Villa Saint Ange
When you book Villa Saint Ange in Provence, France through our Tablet Plus partnership, your stay includes room upgrades and a complimentary spa treatment.
Exclusive Booking Perks
- Upgrade to next room category, based upon availability at check-in
- 20% spa discount (valid towards spa treatments)
- Complimentary welcome drink per guest, per stay (max 2 guests)
- Welcome treat in room on arrival
Location
Villa Saint Ange occupies a restored 18th-century Provençal estate in Cuques, just outside Aix-en-Provence, where plane trees shade ochre-walled villages and the light has drawn painters for centuries. The air smells of wild thyme and lavender in summer, wood smoke and rain-soaked stone in winter. This is the Provence of the interior, less polished than the coast, where the rhythm slows to the clatter of boules on gravel and the hum of cicadas at midday.
Aix itself, less than a kilometre south, unfolds in layered elegance: the Cours Mirabeau lined with cafés under dappled shade, baroque fountains at every turn, and the medieval quarter's narrow lanes opening onto sunlit squares. Marché Cours Mirabeau and Place Richelme spill over with soft cheeses, violet artichokes, and bundles of lavender each morning. The city was the Roman capital of Provincia, later the seat of the counts of Provence, and it retains the gravitas of those centuries in its honey-coloured stone and unhurried civility.
Marseille Provence Airport lies 22 kilometres southwest, an easy transfer through garrigue-dotted hills. Arrive in late afternoon when the golden hour gilds the vineyards and the mountains beyond turn violet.
On the property, Âma Terra occupies a soaring space beneath a Second Empire glass roof, crystal chandeliers catching the light above modern Provençal cooking. The terrace edges pools and fountains where water murmurs through warm evenings. For a more ambitious meal, head to AM par Alexandre Mazzia in Marseille, 29 kilometres south, where the three-starred chef layers spice and smoke into compact, art-like portions informed by his Congolese childhood. Gérald Passédat's Le Petit Nice, also three-starred and perched above the Mediterranean at the same distance, centres entirely on the sea: line-caught fish, shellfish still tasting of brine, preparations that honour rather than obscure.
Closer in, the morning markets at Place Richelme and Place des Précheurs (both within two kilometres) offer visceral encounters with Provençal abundance: olives cured a dozen ways, aioli sold by the ladleful, tomatoes so ripe they split at a touch. Book a tasting at Château de Meyreuil, five kilometres east, where Coteaux d'Aix rosé is poured in a vaulted cellar. The Réserve Naturelle de Sainte-Victoire, seven kilometres northeast, protects the limestone massif Cézanne painted obsessively; trails wind through scrubland thick with kermes oak and wild boar tracks.
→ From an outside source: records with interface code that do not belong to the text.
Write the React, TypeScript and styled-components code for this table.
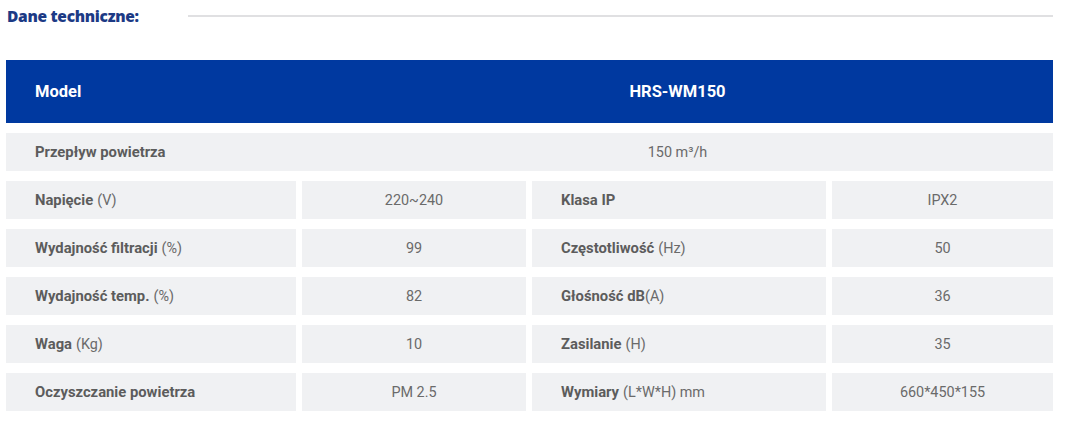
import styled, { createGlobalStyle } from "styled-components";

const GlobalStyle = createGlobalStyle`
  body {
    margin: 0;
    background: #ffffff;
    font-family: Roboto, "Liberation Sans", sans-serif;
  }
`;

const Page = styled.div`
  width: 1047px;
  padding: 0 0 0 6px;
`;

const TitleBar = styled.div`
  display: flex;
  align-items: center;
  height: 32px;
  margin-bottom: 28px;
`;

const Title = styled.h3`
  margin: 0 0 0 1px;
  width: 181px;
  font-family: "Open Sans", "Liberation Sans", sans-serif;
  font-size: 15.5px;
  font-weight: 800;
  letter-spacing: -0.3px;
  color: #1c3a85;
`;

const Rule = styled.div`
  flex: 1;
  height: 2px;
  background: #e0e0e2;
`;

const Table = styled.div`
  display: flex;
  flex-direction: column;
  gap: 10px;
`;

const Row = styled.div<{ $head?: boolean; $full?: boolean }>`
  display: grid;
  grid-template-columns: 290px 224px 294px 221px;
  column-gap: 6px;
  height: ${(p) => (p.$head ? "63px" : "38px")};
  background: ${(p) => (p.$head ? "#0039a0" : p.$full ? "#f0f1f3" : "transparent")};
`;

const Cell = styled.div<{ $center?: boolean; $span?: boolean; $head?: boolean }>`
  display: flex;
  align-items: center;
  justify-content: ${(p) => (p.$center ? "center" : "flex-start")};
  padding-left: ${(p) => (p.$center ? "0" : "29px")};
  grid-column: ${(p) => (p.$span ? "2 / 5" : "auto")};
  background: ${(p) => (p.$head ? "transparent" : "#f0f1f3")};
  font-size: ${(p) => (p.$head ? "16.5px" : "14.4px")};
  font-weight: ${(p) => (p.$head ? 700 : 400)};
  color: ${(p) => (p.$head ? "#ffffff" : "#6a6a6a")};
`;

const Bold = styled.b<{ $gap?: boolean }>`
  font-weight: 700;
  font-size: 14.8px;
  color: #5c5c5c;
  margin-right: ${(p) => (p.$gap ? "4px" : "0")};
`;

type Pair = [string, string, string];

const rows: [Pair, Pair][] = [
  [["Napięcie", "(V)", "220~240"], ["Klasa IP", "", "IPX2"]],
  [["Wydajność filtracji", "(%)", "99"], ["Częstotliwość", "(Hz)", "50"]],
  [["Wydajność temp.", "(%)", "82"], ["Głośność dB", "(A)", "36"]],
  [["Waga", "(Kg)", "10"], ["Zasilanie", "(H)", "35"]],
  [["Oczyszczanie powietrza", "", "PM 2.5"], ["Wymiary", "(L*W*H) mm", "660*450*155"]],
];

const Label = ({ name, unit }: { name: string; unit: string }) => (
  <Cell>
    <Bold $gap={!!unit && !name.endsWith("dB")}>{name}</Bold>
    {unit}
  </Cell>
);

export default function App() {
  return (
    <Page>
      <GlobalStyle />
      <TitleBar>
        <Title>Dane techniczne:</Title>
        <Rule />
      </TitleBar>
      <Table>
        <Row $head>
          <Cell $head>Model</Cell>
          <Cell $head $center $span>
            HRS-WM150
          </Cell>
        </Row>
        <Row $full>
          <Cell>
            <Bold>Przepływ powietrza</Bold>
          </Cell>
          <Cell $center $span>
            150 m³/h
          </Cell>
        </Row>
        {rows.map(([a, b]) => (
          <Row key={a[0]}>
            <Label name={a[0]} unit={a[1]} />
            <Cell $center>{a[2]}</Cell>
            <Label name={b[0]} unit={b[1]} />
            <Cell $center>{b[2]}</Cell>
          </Row>
        ))}
      </Table>
    </Page>
  );
}
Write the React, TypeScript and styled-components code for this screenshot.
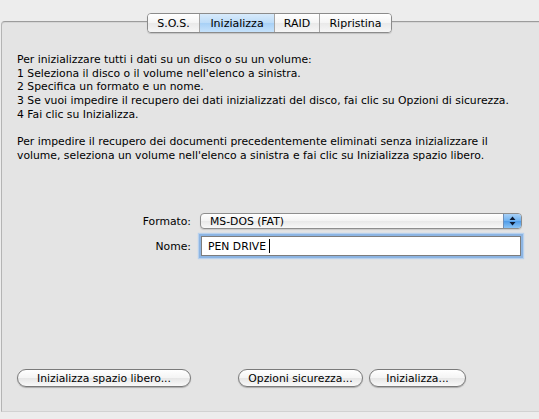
import { FC } from "react";
import styled, { createGlobalStyle } from "styled-components";

const GlobalStyle = createGlobalStyle`
  html, body {
    margin: 0;
    padding: 0;
    background: #ececec;
  }
  body {
    font-family: "DejaVu Sans", "Lucida Grande", sans-serif;
    font-size: 11px;
    color: #000;
  }
`;

const Window = styled.div`
  width: 539px;
  height: 419px;
  padding-top: 21px;
  box-sizing: border-box;
  background: #ededed;
  overflow: hidden;
`;

const Panel = styled.div`
  margin-left: 1px;
  height: 391px;
  box-sizing: border-box;
  display: flex;
  flex-direction: column;
  background: #e4e4e4;
  border-top: 1px solid #9c9c9c;
  border-left: 1px solid #b4b4b4;
  border-bottom: 1px solid #d2d2d2;
  border-top-left-radius: 4px;
  box-shadow: inset 0 1px 0 #d6d6d6;
`;

const TabBar = styled.div`
  display: flex;
  justify-content: center;
  margin-top: -9px;
  margin-left: -2px;
`;

const Segments = styled.div`
  display: flex;
  height: 18px;
  border: 1px solid #8b8b8b;
  border-radius: 4px;
  overflow: hidden;
  box-shadow: 0 1px 1px rgba(0, 0, 0, 0.15);
`;

const Tab = styled.div<{ $active?: boolean; $w: number }>`
  width: ${(p) => p.$w}px;
  display: flex;
  align-items: center;
  justify-content: center;
  font-size: 11px;
  box-sizing: border-box;
  background: ${(p) =>
    p.$active
      ? "linear-gradient(#d8eafb, #bcdcf8 50%, #a7d0f6 51%, #c6e2fb)"
      : "linear-gradient(#ffffff, #f4f4f4 50%, #e9e9e9 51%, #f6f6f6)"};
  & + & {
    border-left: 1px solid #a6a6a6;
  }
`;

const Instructions = styled.div`
  margin: 20px 0 0 15px;
  line-height: 13.7px;
  font-size: 10.8px;
`;

const Para = styled.p`
  margin: 0 0 13.7px;
`;

const Form = styled.div`
  display: grid;
  grid-template-columns: 189px 322px;
  column-gap: 9px;
  row-gap: 7px;
  align-items: center;
  margin-top: 37px;
`;

const Label = styled.label`
  text-align: right;
  font-size: 10.8px;
`;

const PopUp = styled.div`
  position: relative;
  height: 16px;
  box-sizing: border-box;
  border: 1px solid #8e8e8e;
  border-radius: 4px;
  background: linear-gradient(#ffffff, #f3f3f3 50%, #e8e8e8 51%, #f8f8f8);
  display: flex;
  align-items: center;
  padding-left: 9px;
  font-size: 10.8px;
  box-shadow: 0 1px 1px rgba(0, 0, 0, 0.12);
  overflow: hidden;
`;

const PopUpCap = styled.span`
  position: absolute;
  right: 0;
  top: 0;
  bottom: 0;
  width: 17px;
  border-left: 1px solid #6f8fb8;
  background: linear-gradient(#a9d1f7, #6eb1f0 50%, #4f9be8 51%, #8ac4f6);
  display: flex;
  align-items: center;
  justify-content: center;
`;

const TextField = styled.div`
  height: 20px;
  box-sizing: border-box;
  margin: 0 1px;
  border: 1px solid #7d7d7d;
  background: #fff;
  display: flex;
  align-items: center;
  padding-left: 6px;
  font-size: 10.8px;
  box-shadow: 0 0 0 2px #8db5e3, 0 0 1px 3px #b7d1ee;
`;

const Caret = styled.span`
  display: inline-block;
  width: 1px;
  height: 14px;
  margin-left: 3px;
  background: #000;
`;

const Spacer = styled.div`
  flex: 1;
`;

const ButtonRow = styled.div`
  display: flex;
  padding: 0 0 24px 15px;
`;

const PushButton = styled.button<{ $w: number; $gap?: number }>`
  width: ${(p) => p.$w}px;
  margin-left: ${(p) => p.$gap ?? 0}px;
  height: 18px;
  padding: 0;
  font-family: inherit;
  font-size: 10.8px;
  color: #000;
  border: 1px solid #7a7a7a;
  border-radius: 9px;
  background: linear-gradient(#ffffff, #f4f4f4 50%, #e6e6e6 51%, #f9f9f9);
  box-shadow: 0 1px 1px rgba(0, 0, 0, 0.25);
`;

const App: FC = () => {
  return (
    <>
      <GlobalStyle />
      <Window>
        <Panel>
          <TabBar>
            <Segments>
              <Tab $w={51}>S.O.S.</Tab>
              <Tab $w={75} $active>
                Inizializza
              </Tab>
              <Tab $w={45}>RAID</Tab>
              <Tab $w={72}>Ripristina</Tab>
            </Segments>
          </TabBar>

          <Instructions>
            <Para>
              Per inizializzare tutti i dati su un disco o su un volume:
              <br />1 Seleziona il disco o il volume nell'elenco a sinistra.
              <br />2 Specifica un formato e un nome.
              <br />3 Se vuoi impedire il recupero dei dati inizializzati del disco, fai clic su Opzioni di sicurezza.
              <br />4 Fai clic su Inizializza.
            </Para>
            <Para>
              Per impedire il recupero dei documenti precedentemente eliminati senza inizializzare il
              <br />
              volume, seleziona un volume nell'elenco a sinistra e fai clic su Inizializza spazio libero.
            </Para>
          </Instructions>

          <Form>
            <Label>Formato:</Label>
            <PopUp>
              MS-DOS (FAT)
              <PopUpCap>
                <svg width="7" height="10" viewBox="0 0 7 10">
                  <path d="M3.5 0.5 L6.5 4 H0.5 Z M3.5 9.5 L6.5 6 H0.5 Z" fill="#0c1a33" />
                </svg>
              </PopUpCap>
            </PopUp>
            <Label>Nome:</Label>
            <TextField>
              PEN DRIVE
              <Caret />
            </TextField>
          </Form>

          <Spacer />

          <ButtonRow>
            <PushButton $w={174}>Inizializza spazio libero...</PushButton>
            <PushButton $w={125} $gap={47}>
              Opzioni sicurezza...
            </PushButton>
            <PushButton $w={97} $gap={6}>
              Inizializza...
            </PushButton>
          </ButtonRow>
        </Panel>
      </Window>
    </>
  );
};

export default App;
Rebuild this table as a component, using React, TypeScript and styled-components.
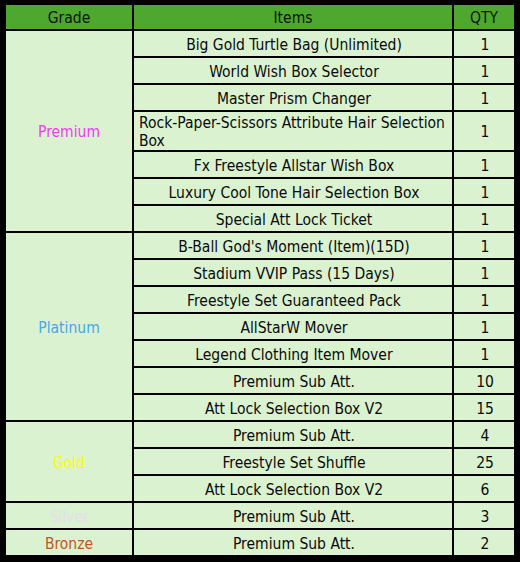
import styled, { createGlobalStyle } from 'styled-components';

const GlobalStyle = createGlobalStyle`
  html, body {
    margin: 0;
    padding: 0;
    background: #000;
  }

  body {
    font-family: 'DejaVu Sans Condensed', 'DejaVu Sans', Tahoma, sans-serif;
    font-size: 15.5px;
    color: #0a0a0a;
  }
`;

type Item = { name: string; qty: number };

type Section = {
  grade: string;
  color: string;
  items: Item[];
};

const sections: Section[] = [
  {
    grade: 'Premium',
    color: '#f03cf0',
    items: [
      { name: 'Big Gold Turtle Bag (Unlimited)', qty: 1 },
      { name: 'World Wish Box Selector', qty: 1 },
      { name: 'Master Prism Changer', qty: 1 },
      { name: 'Rock-Paper-Scissors Attribute Hair Selection Box', qty: 1 },
      { name: 'Fx Freestyle Allstar Wish Box', qty: 1 },
      { name: 'Luxury Cool Tone Hair Selection Box', qty: 1 },
      { name: 'Special Att Lock Ticket', qty: 1 },
    ],
  },
  {
    grade: 'Platinum',
    color: '#4aa8e4',
    items: [
      { name: "B-Ball God's Moment (Item)(15D)", qty: 1 },
      { name: 'Stadium VVIP Pass (15 Days)', qty: 1 },
      { name: 'Freestyle Set Guaranteed Pack', qty: 1 },
      { name: 'AllStarW Mover', qty: 1 },
      { name: 'Legend Clothing Item Mover', qty: 1 },
      { name: 'Premium Sub Att.', qty: 10 },
      { name: 'Att Lock Selection Box V2', qty: 15 },
    ],
  },
  {
    grade: 'Gold',
    color: '#ffff00',
    items: [
      { name: 'Premium Sub Att.', qty: 4 },
      { name: 'Freestyle Set Shuffle', qty: 25 },
      { name: 'Att Lock Selection Box V2', qty: 6 },
    ],
  },
  {
    grade: 'Silver',
    color: '#e4dfea',
    items: [{ name: 'Premium Sub Att.', qty: 3 }],
  },
  {
    grade: 'Bronze',
    color: '#c4561d',
    items: [{ name: 'Premium Sub Att.', qty: 2 }],
  },
];

const Table = styled.div`
  width: 520px;
  height: 562px;
  box-sizing: border-box;
  padding: 5px 6px 7px 6px;
  background: #000;
  display: flex;
  flex-direction: column;
  gap: 2px;
`;

const HeaderRow = styled.div`
  display: grid;
  grid-template-columns: 126px 318px 60px;
  column-gap: 2px;
  height: 24px;
`;

const HeaderCell = styled.div`
  background: #4ea72e;
  box-sizing: border-box;
  padding-top: 2px;
  display: flex;
  align-items: center;
  justify-content: center;
  color: #111;
`;

const SectionBlock = styled.div`
  display: grid;
  grid-template-columns: 126px 1fr;
  column-gap: 2px;
`;

const GradeCell = styled.div<{ $color: string }>`
  background: #daf2d0;
  color: ${(p) => p.$color};
  padding-top: 2px;
  display: flex;
  align-items: center;
  justify-content: center;
`;

const ItemList = styled.div`
  display: flex;
  flex-direction: column;
  gap: 2px;
`;

const ItemRow = styled.div`
  display: grid;
  grid-template-columns: 318px 60px;
  column-gap: 2px;
`;

const Cell = styled.div`
  background: #daf2d0;
  min-height: 25px;
  box-sizing: border-box;
  padding: 2px 3px 0 5px;
  display: flex;
  align-items: center;
  justify-content: center;
  line-height: 18px;
`;

const CellText = styled.span`
  display: inline-block;
  text-align: left;
`;

export default function App() {
  return (
    <>
      <GlobalStyle />
      <Table>
        <HeaderRow>
          <HeaderCell>Grade</HeaderCell>
          <HeaderCell>Items</HeaderCell>
          <HeaderCell>QTY</HeaderCell>
        </HeaderRow>
        {sections.map((s) => (
          <SectionBlock key={s.grade}>
            <GradeCell $color={s.color}>{s.grade}</GradeCell>
            <ItemList>
              {s.items.map((it, i) => (
                <ItemRow key={i}>
                  <Cell>
                    <CellText>{it.name}</CellText>
                  </Cell>
                  <Cell>{it.qty}</Cell>
                </ItemRow>
              ))}
            </ItemList>
          </SectionBlock>
        ))}
      </Table>
    </>
  );
}
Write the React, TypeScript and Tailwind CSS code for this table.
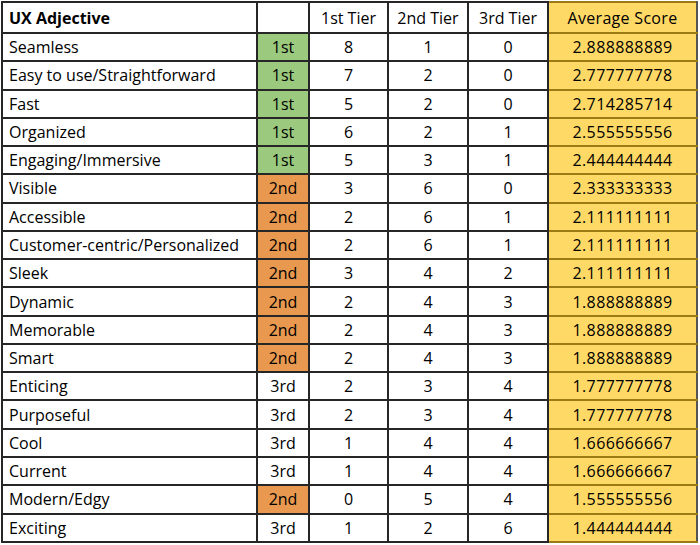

Summer arrives with force. July and August push past 29 degrees, the sky bleached pale, streets emptying at midday as shutters close against the heat. This is when you want shaded terraces and long dinners that start at nine.
Spring and autumn are gentler, temperatures hovering between 16 and 25 degrees, the countryside blooming or turning bronze. May brings sudden downpours that leave the garrigue smelling of rosemary and wet earth. October light is warm and slanting, perfect for market mornings and vineyard drives.
Winter is quiet and crisp, occasional frosts silencing the fountains, but daytime highs around ten degrees make walking the city a pleasure. The mistral wind, when it blows, scours the sky to brilliant clarity.